Just warms my heart, I tell you.
Cripes, if you’d said you were 15 or 16 in 62, I’d have asked if you were my dad. Exact same scenario.
We use to make spoke guns with the white part of matchsticks. Sounded like a cannon going off. lol
[sigh]....we are the worse for the changes.
Those were the days, eh?
Yes they were. My wife made a comment the other day that when we were kids people use to sit outside on summer evenings, talking and watching the kids play. Now I hardly ever see my neighbors and the kids are all inside playing video games or watching cable tv.

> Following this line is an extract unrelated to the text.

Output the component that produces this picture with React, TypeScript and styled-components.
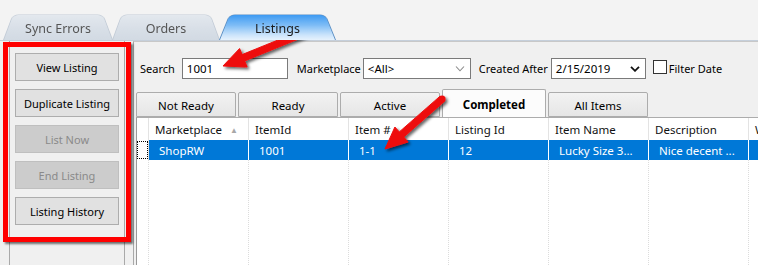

Things have changed.
I started my 6yr old with a Crossman air/BB/pellet gun when he was 4. Now he can bullseye NRA smallbore targets at 50 yds with my 45 yr old Marlin .22 bolt rifle, and is almost as good with my 10/22. His hands are almost big eneough to get around the grips on my Walther P22, and he is deadly at 15 yds with my .22 Bearcat.
My ex bought our kid a BB gun last Christmas. Ex gave him some instruction in proper handling and care, and had no sooner turned his back than the boy shot out a $600 French door. It was really fascinating to watch the glass slowly, slowly crackle and fall out.
Generally I’m all in favor of kids having guns, but our kid is ADD, and an idiot could have predicted this. X was not prepared to pay for the damage either. I think it’s going to be awhile before I let him have my 9 or the 12-gauge.
Spoke guns?
Parents should be the decision makers on when their child is responsible enough for a BB gun.
OTOH, if an 18 year old is mature enough to vote or join the Army, he should be able to buy a BB gun. (It is legal in my state.)
Slings and slingshots are different items...’course that makes me think of U.S. v Miller and the ruling that sawed-off shotguns can be regulated because they aren’t military enough.
I remember the shootin’ shell Mattel cap guns. My prized posessions in the early 1960’s was a set that I got for Christmas consisting of a chromed Colt Peacemaker - styled pistol, holster, and a rifle with a six-shot cylinder.
My mother passed them on to my younger cousins after I had outgrown them. Wish I had hung onto them.
Incidentally, when my son was young, in the mid 1980’s, I came across an old box of my childhood stuff when cleaning out the closet. Contained within were two sheets of Greenie Stickum Caps, as used with the Mattel guns. My son marveled at how much louder they were than the caps available to him.